Ma ktoś w domu te dwa urządzenia? Albo co lepsze względem spalanych kalorii?
W domu? Bieżnia narobi Ci hałasu, ja bym wolał Orbitrek.
Co znaczy lepsze względem spalanych kalorii... To zależy od tego jak długo i jak intensywnie będziesz ćwiczył a nie na czym.

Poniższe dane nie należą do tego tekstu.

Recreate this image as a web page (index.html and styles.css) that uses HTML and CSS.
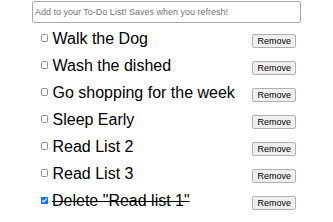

Na obu maszynach można spalać kalorie równie dobrze
Bieżnia jest droższa, zajmuje więcej miejsca i będzie więcej hałasu tak jak wyżej ktoś napisał, ale wg. mnie jest mniej nudna niż orbitek i ćwiczy się przyjemniej, więc to zależy od tego czy wolisz mieć większą wolność ruchu i ciała tak jak w normalnym biegu, czy nie przeszkadza ci stanie na pedałach mając bardziej ograniczoną wolność ruchu jak w orbitku
Też wolałbym orbitrek bo cichszy. Tylko teraz czy za 1500zl znajdzie się jakiś co ma w miarę funkcji i jest solidny.
Za 1500 coś tam kupisz tylko żeby nie było jak u znajomych że obecnie pranie na nim wieszają. Nie lepiej wyjść pobiegać? Jak nie masz motywacji wyjść na jogging 3x w tygodniu to na orbiterkj tym bardziej nie będzie Ci się chciało :)
Nie lepiej wyjść pobiegać? Jak nie masz motywacji wyjść na jogging 3x w tygodniu to na orbiterkj tym bardziej nie będzie Ci się chciało :)
Tak samo jest z rowerem stacjonarnym i zwykłym.
Na zwykłym rowerze jedziesz bez problemu wiele kilometrów, no bo masz w końcu jakiś cel - nieważne, czy jesteś padnięty, czy nie.
A na rowerku stacjonarnym już po minucie ci się nie chce pedałować w jednym i tym samym miejscu ;)
Tak jak kolega w 2 poście, zdecydowanie wiosła. Z wszystkich tego rodzaju urządzeń zawsze wybierałem wiosła jak chodziłem na siłownię.
Kupiłem żonie orbitrek za 3500 zł i co się na nim przejechałem to nawet na pełnym obciążeniu dawał w kość ale ja bardziej wolę coś na wzór siłowni niż takie machanie nogami i rękami bez celu.
Kupiłem też wibrator na którym się stoi 10 min i robi trzepanie mięśni i to jest fajna rzecz. Dałem za niego 600 zł. Jak staniesz twardo jakbyś miał robić klocka to potrafi ładnie zjechać mięśnie, że przez kilka godzin skóra swędzi i czuć ból wszystkich mięśni.
Liczba spalanych kalorii nie zależy od urządzenia, tylko od długości i intensywności treningu. I bieżnia i orbitrek się sprawdzą. Zależy od indywidualnych preferencji. Orbitrek trochę mniej obciąża kolana i stawy. Odpowiedz sobie tylko na pytanie, czy rzeczywiście będzie Ci się chciało regularnie biegać lub pedałować w domu. Żeby nie było tak, że wydasz kupę pieniędzy i po miesiącu sprzęt pójdzie w odstawkę.
Może warto zainwestować w karnet na siłownię i przez miesiąc sprawdzić, co Ci bardziej odpowiada. Tam będziesz mógł przetestować różne sprzęty do treningu cardio, jak również ciężary. Może złapiesz na przykład bakcyla na trening siłowy. Uzupełniony treningami cardio również dobrze sprawdzi się w spalaniu kalorii.
Jak ustawi sprzęt przed telewizorem to będzie oglądał serial czy film i biegał zapominając, że ćwiczy bo się skupi na oglądaniu. U mnie żona tak ćwiczyła oglądając seriale i nawet 2 godziny śmigała na maszynie, że była cała mokra.
U jednego to zadziała, u innego nie. To kwestia indywidualna, dlatego warto dobrze sprawę przemyśleć, a najlepiej sprawdzić różne opcje. Sam wiele lat temu zaczynałem odchudzanie od orbitreka i oglądania w tym czasie różnych rzeczy, ale dzisiaj, jakbym miał takie coś uskuteczniać, to by mnie chyba trafiło. Może to przez to, że uzależniłem się od siłki. Do niej dorzucam bieganie na świeżym powietrzu.
O użytkowanie nie ma co się martwić bo 5 osób z tego będzie korzystać.